IFRS 18 requires every item of income and expense to be classified into one of five categories: operating, investing, financing, income taxes, and discontinued operations. The operating category functions as a residual — an item is classified as operating if it does not meet the definition of any other category.

What is a management-defined performance measure (MPM) under IFRS 18?

An MPM is a subtotal of income and expenses that the entity uses in public communications outside the financial statements to communicate management’s view of the entity’s financial performance as a whole.
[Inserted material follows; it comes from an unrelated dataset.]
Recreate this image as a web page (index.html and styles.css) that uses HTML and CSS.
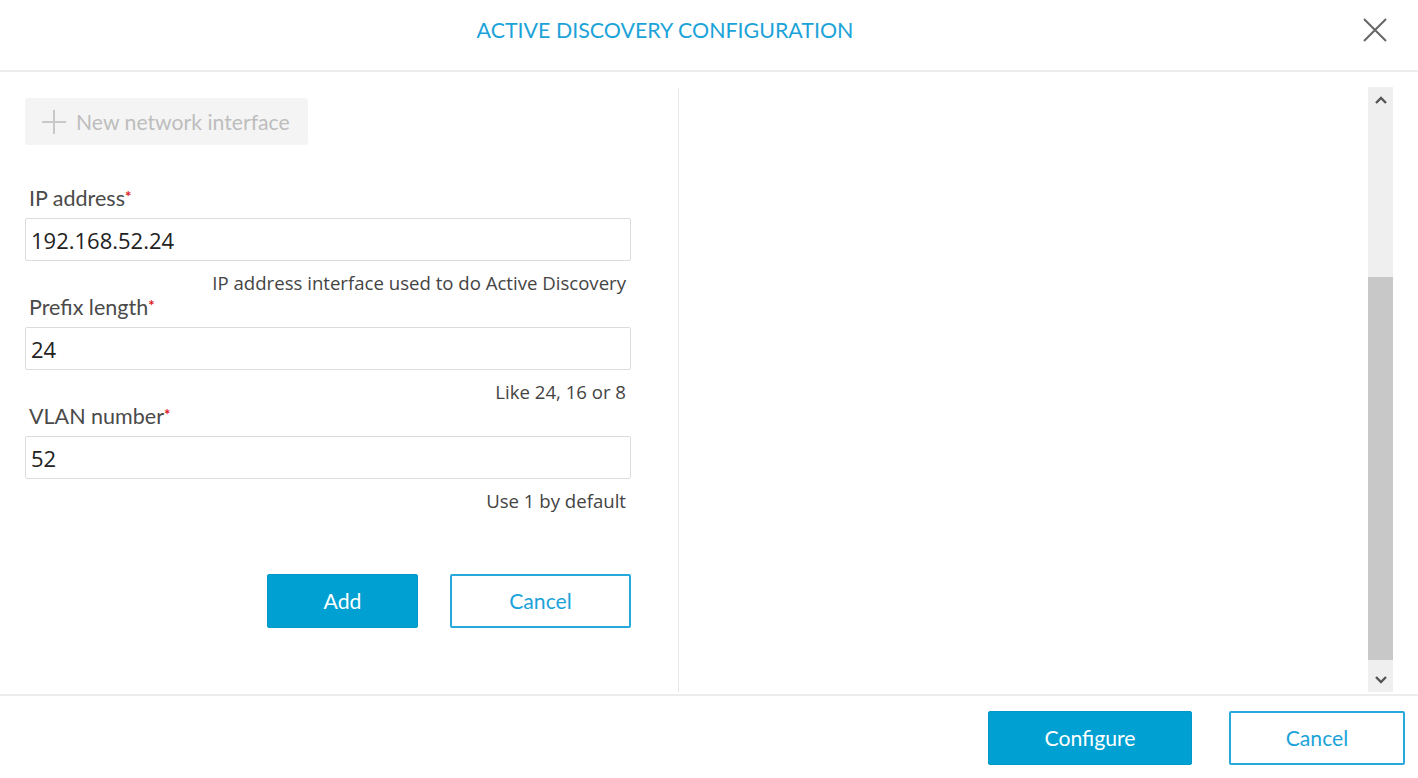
FILE: index.html
```html
<!DOCTYPE html>
<html>
<head>
<meta charset="utf-8">
<link rel="stylesheet" href="styles.css">
</head>
<body>
<div class="dialog">
  <header class="header">
    <h1 class="title">ACTIVE DISCOVERY CONFIGURATION</h1>
    <button class="close" aria-label="Close">
      <svg width="24" height="24" viewBox="0 0 24 24"><path d="M1 1 L23 23 M23 1 L1 23" stroke="#666" stroke-width="2" fill="none"/></svg>
    </button>
  </header>
  <main class="body">
    <section class="left">
      <button class="new-btn">
        <svg width="26" height="26" viewBox="0 0 26 26"><path d="M13 1 V25 M1 13 H25" stroke="#c8c8c8" stroke-width="2" fill="none"/></svg>
        <span>New network interface</span>
      </button>
      <div class="field field-first">
        <label class="label">IP address<span class="req">*</span></label>
        <div class="input">192.168.52.24</div>
        <div class="hint">IP address interface used to do Active Discovery</div>
      </div>
      <div class="field">
        <label class="label">Prefix length<span class="req">*</span></label>
        <div class="input">24</div>
        <div class="hint">Like 24, 16 or 8</div>
      </div>
      <div class="field">
        <label class="label">VLAN number<span class="req">*</span></label>
        <div class="input">52</div>
        <div class="hint">Use 1 by default</div>
      </div>
      <div class="actions">
        <button class="btn btn-primary btn-add">Add</button>
        <button class="btn btn-outline btn-cancel-small">Cancel</button>
      </div>
    </section>
    <section class="right">
      <div class="scrollbar">
        <div class="arrow">
          <svg width="14" height="10" viewBox="0 0 14 10"><path d="M2 8 L7 3 L12 8" stroke="#555" stroke-width="2.4" fill="none"/></svg>
        </div>
        <div class="track"></div>
        <div class="thumb"></div>
        <div class="arrow arrow-down">
          <svg width="14" height="10" viewBox="0 0 14 10"><path d="M2 2 L7 7 L12 2" stroke="#555" stroke-width="2.4" fill="none"/></svg>
        </div>
      </div>
    </section>
  </main>
  <footer class="footer">
    <button class="btn btn-primary btn-configure">Configure</button>
    <button class="btn btn-outline btn-cancel">Cancel</button>
  </footer>
</div>
</body>
</html>
```
FILE: styles.css
```css
* { box-sizing: border-box; }
html, body { margin: 0; padding: 0; background: #fff; }
body { font-family: Lato, "Open Sans", sans-serif; width: 1418px; height: 778px; overflow: hidden; }
.dialog { display: flex; flex-direction: column; height: 778px; }
.header {
  height: 72px;
  border-bottom: 2px solid #ececec;
  display: flex;
  align-items: center;
  justify-content: center;
  position: relative;
  padding-right: 88px;
}
.title {
  margin: 0;
  padding-bottom: 10px;
  font-size: 21.4px;
  font-weight: 400;
  color: #1ba3d9;
  letter-spacing: 0;
}
.close {
  position: absolute;
  right: 31px;
  top: 18px;
  border: 0;
  background: none;
  padding: 0;
  width: 24px;
  height: 24px;
}
.body { display: flex; height: 622px; }
.left {
  width: 679px;
  margin-top: 16px;
  margin-bottom: 2px;
  border-right: 1px solid #e6e6e6;
  padding: 10px 0 0 25px;
}
.new-btn {
  display: flex;
  align-items: center;
  gap: 9px;
  height: 47px;
  width: 283px;
  border: 0;
  border-radius: 3px;
  background: #f4f4f4;
  padding: 0 0 0 16px;
  font-family: Lato, sans-serif;
  font-size: 21.2px;
  color: #bdbdbd;
}
.field { width: 606px; display: flex; flex-direction: column; }
.field-first { margin-top: 41px; }
.label {
  font-size: 21.5px;
  color: #4a4a4a;
  padding-left: 4px;
  line-height: 24px;
  height: 24px;
}
.req { color: #e0161d; font-size: 15px; font-weight: 700; vertical-align: top; position: relative; top: -2px; }
.input {
  margin-top: 8px;
  height: 43px;
  border: 1px solid #dcdcdc;
  border-radius: 2px;
  font-family: "Open Sans", sans-serif;
  font-size: 22px;
  color: #222;
  padding: 0 0 0 5px;
  display: flex;
  align-items: center;
}
.hint {
  text-align: right;
  padding-right: 5px;
  font-family: "Open Sans", sans-serif;
  font-size: 18.6px;
  color: #444;
  height: 34px;
  line-height: 22px;
  padding-top: 11px;
}
.actions {
  width: 606px;
  display: flex;
  justify-content: flex-end;
  gap: 32px;
  margin-top: 61px;
}
.btn {
  font-family: Lato, sans-serif;
  font-size: 21.2px;
  height: 54px;
  border-radius: 2px;
  cursor: pointer;
}
.btn-primary { background: #00a1d2; border: 1px solid #0098c8; color: #fff; }
.btn-outline { background: #fff; border: 2px solid #28a9dc; color: #1ba3d9; }
.btn-add { width: 151px; }
.btn-cancel-small { width: 181px; }
.right { flex: 1; display: flex; justify-content: flex-end; padding-right: 25px; padding-top: 15px; padding-bottom: 2px; }
.scrollbar {
  width: 25px;
  display: flex;
  flex-direction: column;
  background: #efefef;
}
.arrow { height: 26px; display: flex; align-items: center; justify-content: center; }
.track { height: 164px; }
.thumb { height: 383px; background: #c8c8c8; }
.arrow-down { flex: 1; padding-top: 8px; }
.footer {
  height: 84px;
  border-top: 2px solid #ececec;
  display: flex;
  justify-content: flex-end;
  align-items: flex-start;
  padding: 15px 13px 0 0;
  gap: 37px;
}
.btn-configure { width: 204px; }
.btn-cancel { width: 176px; }
```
Measures like “adjusted EBITDA” or “adjusted operating profit” used in press releases or investor presentations qualify as MPMs and must be disclosed in the notes with a reconciliation to the nearest IFRS 18 subtotal.

How does IFRS 18 change the cash flow statement?

IFRS 18 amends IAS 7 in two ways. The indirect method must now start from operating profit or loss (not profit or loss before tax). Additionally, the existing classification options for interest and dividends are removed. For most entities, interest paid is financing, interest received is investing, dividends paid is financing, and dividends received is investing.

What is a “specified main business activity” under IFRS 18?

Entities whose main business activities include investing in assets or providing financing to customers can reclassify certain items from the investing or financing categories to operating. Banks, insurers, investment funds, and property companies typically qualify. The assessment is entity-specific and performed at the reporting entity level.